Publisher: Columbia University Press
ISBN: 9780231507943
Category : History
Languages : en
Pages : 358
Book Description
What constitutes black studies and where does this discipline stand at the end of the twentieth century? In this wide-ranging and original volume, Manning Marable—one of the leading scholars of African American history—gathers key materials from contemporary thinkers who interrogate the richly diverse content and multiple meanings of the collective experiences of black folk. Here are numerous voices expressing very different political, cultural, and historical views, from black conservatives, to black separatists, to blacks who advocate radical democratic transformation.
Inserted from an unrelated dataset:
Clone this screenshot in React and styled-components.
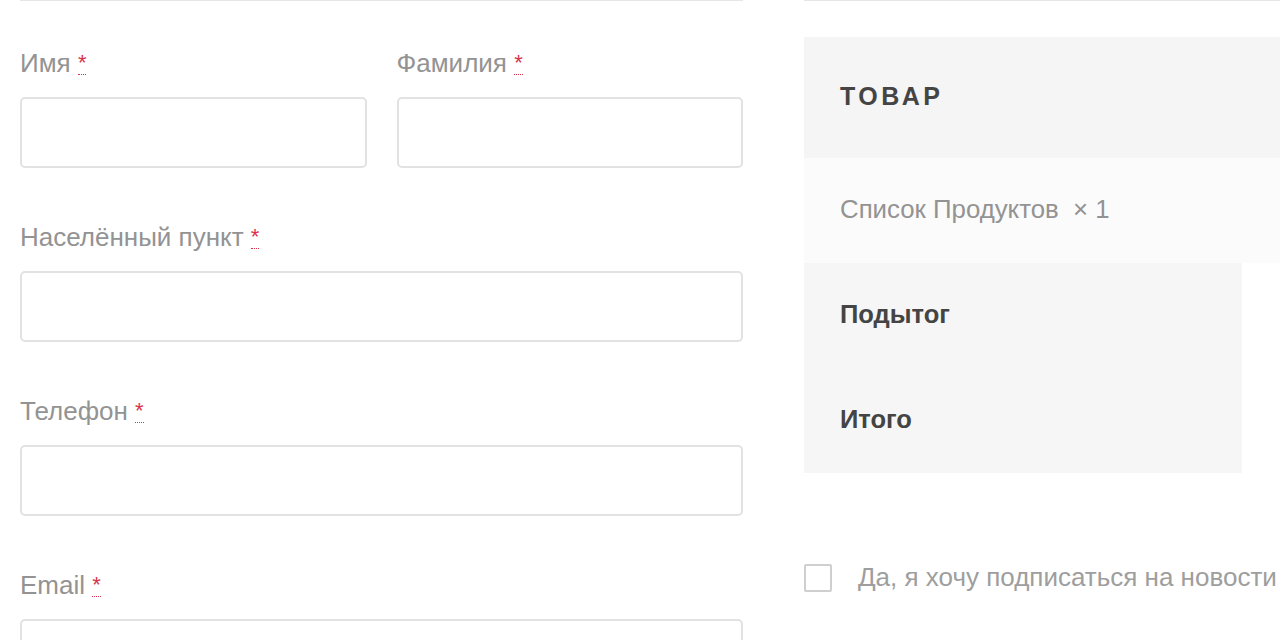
import React from 'react';
import styled, { createGlobalStyle } from 'styled-components';

const GlobalStyle = createGlobalStyle`
  html, body {
    margin: 0;
    padding: 0;
    background: #fff;
    overflow: hidden;
  }
  body {
    font-family: "Liberation Sans", Arial, sans-serif;
  }
`;

const Page = styled.div`
  display: flex;
  gap: 61px;
  padding-left: 20px;
  width: 1400px;
  height: 640px;
`;

const FormColumn = styled.section`
  width: 723px;
  flex-shrink: 0;
  border-top: 1px solid #e6e6e6;
  padding-top: 45px;
`;

const Row = styled.div`
  display: flex;
  gap: 30px;
`;

const Field = styled.div`
  flex: 1;
  margin-bottom: 52px;
`;

const Label = styled.label`
  display: block;
  height: 34px;
  font-size: 26px;
  line-height: 34px;
  color: #939393;
  margin-bottom: 17px;
  white-space: nowrap;
`;

const Required = styled.abbr`
  display: inline-block;
  line-height: 1;
  color: #d8334a;
  text-decoration: none;
  border-bottom: 1px dotted #d8334a;
  font-size: 22px;
  vertical-align: 2px;
`;

const Input = styled.input`
  display: block;
  box-sizing: border-box;
  width: 100%;
  height: 71px;
  border: 2px solid #e2e2e2;
  border-radius: 5px;
  background: #fff;
  outline: none;
`;

const OrderColumn = styled.section`
  width: 560px;
  flex-shrink: 0;
  border-top: 1px solid #e6e6e6;
  padding-top: 36px;
`;

const HeadRow = styled.div`
  height: 121px;
  display: flex;
  align-items: center;
  padding-left: 36px;
  padding-bottom: 3px;
  box-sizing: border-box;
  background: #f5f5f5;
  font-size: 25px;
  font-weight: 700;
  letter-spacing: 3.6px;
  color: #444;
`;

const ItemRow = styled.div`
  height: 105px;
  display: flex;
  align-items: center;
  padding-left: 36px;
  padding-bottom: 2px;
  box-sizing: border-box;
  background: #fbfbfb;
  font-size: 25.8px;
  color: #939393;
  white-space: pre;
`;

const Totals = styled.div`
  width: 438px;
  background: #f6f6f6;
`;

const TotalRow = styled.div`
  height: 105px;
  display: flex;
  align-items: center;
  padding-left: 36px;
  padding-bottom: 2px;
  box-sizing: border-box;
  font-size: 25.5px;
  font-weight: 700;
  color: #444;
`;

const Subscribe = styled.label`
  display: flex;
  align-items: center;
  gap: 26px;
  margin-top: 89px;
  font-size: 26px;
  color: #9e9e9e;
  white-space: nowrap;
`;

const Box = styled.span`
  display: block;
  box-sizing: border-box;
  width: 28px;
  height: 28px;
  border: 2px solid #cfcfcf;
  border-radius: 2px;
  background: #fff;
`;

function Star() {
  return <Required title="обязательно">*</Required>;
}

export default function App() {
  return (
    <>
      <GlobalStyle />
      <Page>
        <FormColumn>
          <Row>
            <Field>
              <Label>Имя <Star /></Label>
              <Input />
            </Field>
            <Field>
              <Label>Фамилия <Star /></Label>
              <Input />
            </Field>
          </Row>
          <Field>
            <Label>Населённый пункт <Star /></Label>
            <Input />
          </Field>
          <Field>
            <Label>Телефон <Star /></Label>
            <Input />
          </Field>
          <Field>
            <Label>Email <Star /></Label>
            <Input />
          </Field>
        </FormColumn>
        <OrderColumn>
          <HeadRow>ТОВАР</HeadRow>
          <ItemRow>{'Список Продуктов  × 1'}</ItemRow>
          <Totals>
            <TotalRow>Подытог</TotalRow>
            <TotalRow>Итого</TotalRow>
          </Totals>
          <Subscribe>
            <Box />
            Да, я хочу подписаться на новости
          </Subscribe>
        </OrderColumn>
      </Page>
    </>
  );
}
Here are topics ranging from race and revolution in Cuba, to the crack epidemic in Harlem, to Afrocentrism and its critics. All of these voices, however, are engaged in some aspect of what Marable sees as the essential triad of the black intellectual tradition: describing the reality of black life and experiences, critiquing racism and stereotypes, or proposing positive steps for the empowerment of black people. Highlights from Dispatches from the Ebony Tower: Henry Louis Gates Jr. and Manning Marable debate the role of activism in black studies. John Hope Franklin reflects on his role as chair of the President's race initiative. Cornel West discusses topics that range from the future of the NAACP through the controversies surrounding Louis Farrakhan and black nationalism to the very question of what "race" means. Amiri Baraka lays out strategies for a radical new curriculum in our schools and universities. Marable's introduction provides a thorough overview of the history and current state of black studies in America.